Auch Kraus selbst hatte seine Heimat zwischenzeitlich verlassen. Zum Studium der Versorgungstechnik zog es ihn nach Esslingen, später arbeitete er dann in München und Stuttgart. Als ihm angetragen wurde, die elterliche Firma zu übernehmen, zögerte er nicht und kehrte zurück in seinen Heimatort. Mit 29 Jahren wurde er geschäftsführender Gesellschafter des heimischen Betriebes.
„Ich habe selbst die Vorzüge aber auch die Tücken der Großstadt erlebt“, sagt Kraus. „Anonymität und Konkurrenz werden dort groß geschrieben.“Viele junge Menschen, die im ländlichen Raum aufgewachsen sind, wüssten nicht, welchen Vorteil dieser bietet. „Wir haben hier eine vorbildliche Infrastruktur mit Ärzten, Nahversorgung, Banken, einer Schule und einem Kindergarten, alles fußläufig erreichbar. Und wir haben auch eine intakte Natur, die einen hohen Freizeitwert hat und viele engagierte Vereine für alle Altersklassen“, schildert Kraus. Zudem sei die Stadt Tuttlingen innerhalb weniger Minuten erreichbar und auch die Autobahn nicht weit entfernt.
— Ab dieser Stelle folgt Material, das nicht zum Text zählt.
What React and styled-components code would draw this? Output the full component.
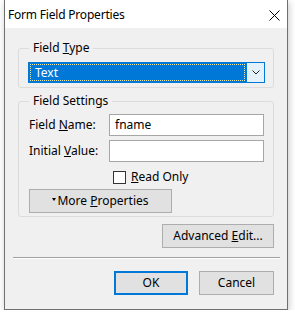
import React from "react";
import styled, { createGlobalStyle } from "styled-components";

const GlobalStyle = createGlobalStyle`
    html, body {
        margin: 0;
        padding: 0;
        background: #ffffff;
    }
    body {
        font-family: "Noto Sans", "Liberation Sans", sans-serif;
        font-size: 12px;
        line-height: 16px;
        color: #000;
    }
`;

const Window = styled.div`
    box-sizing: border-box;
    width: 284px;
    height: 310px;
    margin-left: 4px;
    border: 1px solid #707070;
    border-top: none;
    background: #f0f0f0;
    box-shadow: 1px 2px 7px rgba(0, 0, 0, 0.22);
    display: flex;
    flex-direction: column;
`;

const TitleBar = styled.div`
    height: 28px;
    background: #ffffff;
    display: flex;
    align-items: center;
    justify-content: space-between;
    padding: 0 7px 0 3px;
    flex-shrink: 0;
`;

const Title = styled.span`
    margin-top: 2px;
    letter-spacing: -0.2px;
`;

const Close = styled.svg`
    width: 11px;
    height: 11px;
    margin-top: 3px;
`;

const Body = styled.div`
    display: flex;
    flex-direction: column;
    padding: 12px 13px 0 13px;
`;

const Group = styled.fieldset`
    margin: ${(p) => p.$top || 0}px 0 0 0;
    padding: ${(p) => p.$pad};
    border: 1px solid #dcdcdc;
    border-radius: 3px;
    min-width: 0;
`;

const Legend = styled.legend`
    padding: 0 4px;
    margin-left: ${(p) => p.$shift}px;
    line-height: 16px;
`;

const Combo = styled.div`
    display: flex;
    height: 21px;
    box-sizing: border-box;
    border: 1px solid #0078d7;
`;

const ComboValue = styled.div`
    flex: 1;
    background: #0078d7;
    color: #ffffff;
    display: flex;
    align-items: center;
    padding-left: 6px;
    outline: 1px dotted #f3e7a6;
    outline-offset: -2px;
`;

const ComboButton = styled.div`
    width: 17px;
    background: #e5f1fb;
    border-left: 1px solid #0078d7;
    display: flex;
    align-items: center;
    justify-content: center;
`;

const Form = styled.div`
    display: grid;
    grid-template-columns: 80px 1fr;
    row-gap: 4px;
    align-items: center;
`;

const Label = styled.label``;

const Input = styled.div`
    box-sizing: border-box;
    height: 22px;
    border: 1px solid #a6a6a6;
    background: #ffffff;
    display: flex;
    align-items: center;
    padding-left: 5px;
`;

const CheckRow = styled.div`
    grid-column: 2;
    display: flex;
    align-items: center;
    gap: 5px;
    margin: 3px 0 0 4px;
    height: 16px;
`;

const Box = styled.span`
    box-sizing: border-box;
    width: 13px;
    height: 13px;
    border: 1px solid #333333;
    background: #ffffff;
`;

const Button = styled.div`
    box-sizing: border-box;
    width: ${(p) => p.$w}px;
    height: 24px;
    background: #e1e1e1;
    border: ${(p) => (p.$default ? "2px solid #0078d7" : "1px solid #adadad")};
    display: flex;
    align-items: center;
    justify-content: center;
    flex-shrink: 0;
`;

const MoreRow = styled.div`
    grid-column: 1 / span 2;
`;

const Caret = styled.span`
    width: 0;
    height: 0;
    border-left: 2px solid transparent;
    border-right: 2px solid transparent;
    border-top: 3px solid #000;
    margin-right: 1px;
    margin-top: -3px;
`;

const RightRow = styled.div`
    display: flex;
    justify-content: flex-end;
    gap: 11px;
    margin-top: ${(p) => p.$top}px;
`;

const Separator = styled.div`
    height: 1px;
    background: #a0a0a0;
    border-bottom: 1px solid #ffffff;
    margin: 9px -6px 0 -5px;
`;

export default function App() {
    return (
        <>
            <GlobalStyle />
            <Window>
                <TitleBar>
                    <Title>Form Field Properties</Title>
                    <Close viewBox="0 0 11 11">
                        <path d="M0.5 0.5 L10.5 10.5 M10.5 0.5 L0.5 10.5" stroke="#000" strokeWidth="1" fill="none" />
                    </Close>
                </TitleBar>
                <Body>
                    <Group $pad="6px 8px 4px 9px">
                        <Legend $shift={1}>Field <u>T</u>ype</Legend>
                        <Combo>
                            <ComboValue>Text</ComboValue>
                            <ComboButton>
                                <svg width="8" height="5" viewBox="0 0 8 5">
                                    <path d="M0.5 0.5 L4 4 L7.5 0.5" stroke="#222" strokeWidth="1" fill="none" />
                                </svg>
                            </ComboButton>
                        </Combo>
                    </Group>
                    <Group $top={5} $pad="5px 9px 3px 10px">
                        <Legend $shift={0}>Field Settings</Legend>
                        <Form>
                            <Label>Field <u>N</u>ame:</Label>
                            <Input>fname</Input>
                            <Label>Initial <u>V</u>alue:</Label>
                            <Input />
                            <CheckRow>
                                <Box />
                                <span><u>R</u>ead Only</span>
                            </CheckRow>
                            <MoreRow>
                                <Button $w={143}>
                                    <Caret />
                                    <span>More <u>P</u>roperties</span>
                                </Button>
                            </MoreRow>
                        </Form>
                    </Group>
                    <RightRow $top={7}>
                        <Button $w={112}>
                            <span>Advanced <u>E</u>dit...</span>
                        </Button>
                    </RightRow>
                    <Separator />
                    <RightRow $top={12}>
                        <Button $w={74} $default>OK</Button>
                        <Button $w={75}>Cancel</Button>
                    </RightRow>
                </Body>
            </Window>
        </>
    );
}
Doch wie lässt sich der eigene Geburtsort für junge Menschen attraktiver gestalten? Aus dieser Frage entstand schließlich die Idee für das Projekt. Der Baugrund war durch ein Familienerbe bereits vorhanden. Dort klaffte eine große Lücke im Ortsteil Oberflacht, direkt unterhalb des Kirchbergs.
An dieser Stelle habe es bislang vor allem hoch gebaute ehemalige Bauernhäuser gegeben, erklärt Kraus. „Mit meiner Idee, etwas ganz Modernes mitten in diese traditionelle Struktur zu bauen, bin ich anfänglich nicht auf Begeisterung gestoßen“, erinnert sich der Bauherr. Und zwar nicht nur bei den Nachbarn, sondern auch beim Landratsamt und beim Landschaftsschutz. „Bevor wir mit dem Bauen beginnen konnten, hatte ich ein ganzes Jahr Überzeugungsarbeit leisten und Bedenken aus dem Weg räumen müssen“, so Kraus.
Dann entstanden binnen kurzer Zeit zwei moderne im kubischen Stil gebaute und behindertengerechte Mehrfamilienhäuser. In jedem Haus gibt es acht Wohnungen, außerdem eine Tiefgarage, Stellplätze und ein ausgefeiltes Energiekonzept. „Mir gefällt die schnörkellose, strikte Architektur. Aber sie muss auch ökologisch verträglich sein“, sagt Kraus. Er habe ein innerörtliches, attraktives Wohnangebot schaffen wollen. „Mit dem schnellen Zuspruch habe ich dann aber doch nicht gerechnet“, sagt er weiter.
23 neue Einwohner hat Kraus mit seinem Projekt in die Gemeinde gelockt. „Und erfreulicherweise haben auch sieben Einwohner unserer Gemeinde hier ihre neue Wohnung gefunden“, berichtet er. Auch die letzte freie Wohnung sei mittlerweile besetzt.